# Given material

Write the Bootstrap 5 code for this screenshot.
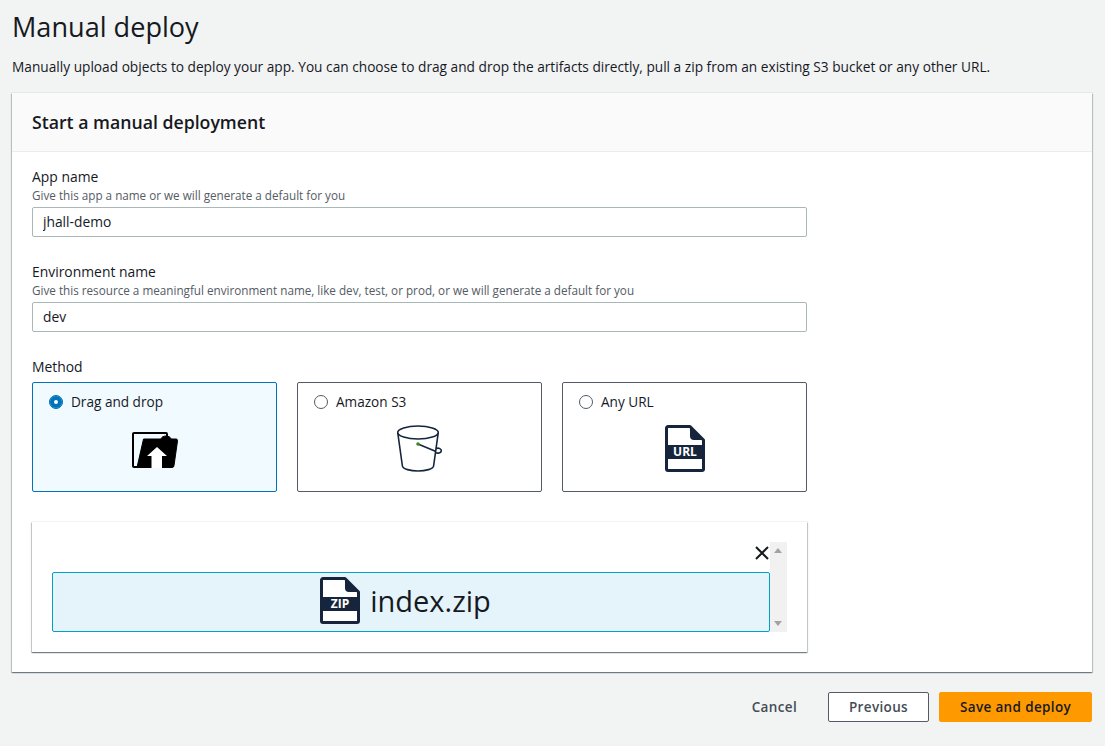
<!DOCTYPE html>
<html lang="en">
<head>
    <title>Manual deploy</title>
    <meta charset="UTF-8">
    <meta name="viewport" content="width=device-width, initial-scale=1.0">
    <link href="https://cdn.jsdelivr.net/npm/bootstrap@5.3.0/dist/css/bootstrap.min.css" rel="stylesheet">
    <style>
        body { background: #f2f3f3; color: #16191f; font-family: "Open Sans", "Noto Sans", sans-serif; font-size: 13.6px; line-height: 20px; }
        .page-wrap { padding: 0 13px 0 12px; }
        .page-title { font-size: 27.1px; font-weight: 400; line-height: 34px; padding-top: 10px; margin: 0; }
        .page-desc { margin: 13px 0 16px; color: #16191f; font-size: 13.7px; }
        .deploy-card { border: 0; border-radius: 0; box-shadow: 0 1px 1px 0 rgba(0,28,36,.35), 1px 1px 1px 0 rgba(0,28,36,.15), -1px 1px 1px 0 rgba(0,28,36,.15), 0 0 0 1px rgba(0,28,36,.05); }
        .deploy-card .card-header { background: #fafafa; border-bottom: 1px solid #eaeded; border-radius: 0; height: 59px; padding: 18px 20px 0; font-size: 17.7px; font-weight: 600; line-height: 22px; }
        .deploy-card .card-body { padding: 15px 20px 20px; width: 815px; flex: none; }
        .field-label { line-height: 20px; font-size: 13.9px; }
        .field-hint { font-size: 11.7px; line-height: 14px; color: #545b64; margin-top: 1px; margin-bottom: 5px; }
        .field-input { height: 30px; border: 1px solid #aab7b8; border-radius: 2px; padding: 3px 10px 5px; font-size: 13.8px; color: #16191f; }
        .field-block { margin-bottom: 25px; }
        .method-tiles { gap: 20px; margin-top: 5px; margin-bottom: 30px; }
        .method-tile { flex: 0 0 245px; height: 110px; border: 1px solid #545b64; border-radius: 2px; padding: 9px 16px 0; background: #fff; }
        .method-tile.is-active { border-color: #0073bb; background: #f1faff; }
        .tile-radio { display: flex; align-items: center; gap: 8px; min-height: 20px; margin: 0; padding: 0; }
        .tile-radio .form-check-input { width: 14px; height: 14px; margin: 0; float: none; border: 1px solid #545b64; flex: none; }
        .tile-radio .form-check-input:checked { background-color: #0073bb; border-color: #0073bb; background-image: none; box-shadow: inset 0 0 0 4px #0073bb, inset 0 0 0 7px #fff; }
        .tile-icon { display: flex; justify-content: center; margin-top: 13px; }
        .tile-icon-drop { margin-top: 20px; }
        .tile-icon-bucket { margin-top: 13px; padding-left: 1px; }
        .drop-box { height: 130px; padding: 20px; background: #fff; box-shadow: 0 1px 1px 0 rgba(0,28,36,.35), 1px 1px 1px 0 rgba(0,28,36,.15), -1px 1px 1px 0 rgba(0,28,36,.15), 0 0 0 1px rgba(0,28,36,.05); }
        .drop-close { height: 30px; padding-top: 3px; padding-right: 0; line-height: 0; }
        .file-tile { height: 60px; width: 718px; background: #e5f4fa; border: 1px solid #00a1c9; border-radius: 2px; gap: 10px; padding: 0 11px 3px 0; font-size: 29px; line-height: 1; }
        .fake-scroll { width: 17px; height: 90px; background: #f1f1f1; padding: 6px 4px; }
        .arrow-up { width: 0; height: 0; border: 4px solid transparent; border-top: 0; border-bottom: 5px solid #a3a3a3; }
        .arrow-down { width: 0; height: 0; border: 4px solid transparent; border-bottom: 0; border-top: 5px solid #a3a3a3; }
        .footer-actions { margin-top: 20px; gap: 10px; }
        .act-btn { height: 30px; padding: 0 20px; font-size: 13.5px; font-weight: 600; letter-spacing: .35px; border-radius: 2px; line-height: 28px; }
        .act-link { color: #444c56; border: 1px solid transparent; padding: 0 20px; }
        .act-prev { color: #444c56; border: 1px solid #545b64; background: #fff; width: 101px; padding: 0; }
        .act-save { color: #16191f; border: 1px solid #ff9900; background: #ff9900; width: 153px; padding: 0; }
    </style>
</head>
<body>
    <div class="page-wrap">
        <h1 class="page-title">Manual deploy</h1>
        <p class="page-desc">Manually upload objects to deploy your app. You can choose to drag and drop the artifacts directly, pull a zip from an existing S3 bucket or any other URL.</p>

        <div class="card deploy-card">
            <div class="card-header">Start a manual deployment</div>
            <div class="card-body">
                <div class="field-block">
                    <label for="appName" class="field-label d-block">App name</label>
                    <div class="field-hint">Give this app a name or we will generate a default for you</div>
                    <input type="text" id="appName" class="form-control field-input" value="jhall-demo">
                </div>
                <div class="field-block">
                    <label for="envName" class="field-label d-block">Environment name</label>
                    <div class="field-hint">Give this resource a meaningful environment name, like dev, test, or prod, or we will generate a default for you</div>
                    <input type="text" id="envName" class="form-control field-input" value="dev">
                </div>
                <div class="field-label">Method</div>
                <div class="d-flex method-tiles">
                    <div class="method-tile is-active">
                        <div class="form-check tile-radio">
                            <input class="form-check-input" type="radio" name="method" id="m1" checked>
                            <label class="form-check-label" for="m1">Drag and drop</label>
                        </div>
                        <div class="tile-icon tile-icon-drop">
                            <svg width="46" height="36" viewBox="0 0 46 36">
                                <path d="M2 1h32a1 1 0 0 1 1 1v32a1 1 0 0 1-1 1H2a1 1 0 0 1-1-1V2a1 1 0 0 1 1-1z" fill="none" stroke="#000" stroke-width="2"/>
                                <path d="M11.500 7H29c.5-2 2.500-3 5-3s4.500 1 5 3h5a1.500 1.500 0 0 1 1.500 2L42 33.500a2 2 0 0 1-2 2H5z" fill="#000" stroke="#000" stroke-linejoin="round"/>
                                <path d="M15 24l10-9 10 9h-5v12H19.500V24z" fill="#fff"/>
                            </svg>
                        </div>
                    </div>
                    <div class="method-tile">
                        <div class="form-check tile-radio">
                            <input class="form-check-input" type="radio" name="method" id="m2">
                            <label class="form-check-label" for="m2">Amazon S3</label>
                        </div>
                        <div class="tile-icon tile-icon-bucket">
                            <svg width="46" height="48" viewBox="0 0 46 48">
                                <g fill="none" stroke="#16253b" stroke-width="1.600">
                                    <ellipse cx="21" cy="7.500" rx="20.300" ry="6.500"/>
                                    <path d="M.8 8l4.600 33c.4 3 8 5 15.600 5s15.200-2 15.600-5l4.600-33"/>
                                    <path d="M21 19l18 7.500"/>
                                    <path d="M38.800 23.500c3-1 6 .5 5.500 2.500s-3.500 2.800-6 1.500"/>
                                </g>
                                <circle cx="21" cy="19" r="1.800" fill="#3f8624"/>
                            </svg>
                        </div>
                    </div>
                    <div class="method-tile">
                        <div class="form-check tile-radio">
                            <input class="form-check-input" type="radio" name="method" id="m3">
                            <label class="form-check-label" for="m3">Any URL</label>
                        </div>
                        <div class="tile-icon">
                            <svg width="40" height="47" viewBox="0 0 40 47">
                                <path d="M3 1.500h22L38.500 15v29a1.500 1.500 0 0 1-1.500 1.500H3A1.500 1.500 0 0 1 1.500 44V3A1.500 1.500 0 0 1 3 1.500z" fill="#fff" stroke="#16253b" stroke-width="3" stroke-linejoin="round"/>
                                <path d="M25 1.500V11a4 4 0 0 0 4 4h9.500z" fill="#16253b"/>
                                <rect x="1.500" y="20" width="37" height="14" fill="#16253b"/>
                                <text x="20" y="31" text-anchor="middle" font-family="Open Sans, sans-serif" font-size="12" font-weight="700" fill="#fff">URL</text>
                            </svg>
                        </div>
                    </div>
                </div>
                <div class="drop-box d-flex">
                    <div>
                        <div class="drop-close text-end">
                            <svg width="16" height="16" viewBox="0 0 16 16"><path d="M2 2l12 12M14 2L2 14" stroke="#16191f" stroke-width="2" fill="none"/></svg>
                        </div>
                        <div class="file-tile d-flex align-items-center justify-content-center">
                            <svg width="40" height="47" viewBox="0 0 40 47">
                                <path d="M3 1.500h22L38.500 15v29a1.500 1.500 0 0 1-1.500 1.500H3A1.500 1.500 0 0 1 1.500 44V3A1.500 1.500 0 0 1 3 1.500z" fill="#fff" stroke="#16253b" stroke-width="3" stroke-linejoin="round"/>
                                <path d="M25 1.500V11a4 4 0 0 0 4 4h9.500z" fill="#16253b"/>
                                <rect x="1.500" y="20" width="37" height="14" fill="#16253b"/>
                                <text x="20" y="31" text-anchor="middle" font-family="Open Sans, sans-serif" font-size="12" font-weight="700" fill="#fff">ZIP</text>
                            </svg>
                            <span>index.zip</span>
                        </div>
                    </div>
                    <div class="fake-scroll d-flex flex-column justify-content-between">
                        <div class="arrow-up"></div>
                        <div class="arrow-down"></div>
                    </div>
                </div>
            </div>
        </div>

        <div class="d-flex justify-content-end align-items-center footer-actions">
            <button type="button" class="btn act-btn act-link">Cancel</button>
            <button type="button" class="btn act-btn act-prev">Previous</button>
            <button type="button" class="btn act-btn act-save">Save and deploy</button>
        </div>
    </div>
    <script src="https://cdn.jsdelivr.net/npm/bootstrap@5.3.0/dist/js/bootstrap.bundle.min.js"></script>
</body>
</html>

# Problem requirements
Of all the lines above, how many contain "this"? Give the number and nothing more.

# Exercise answer
3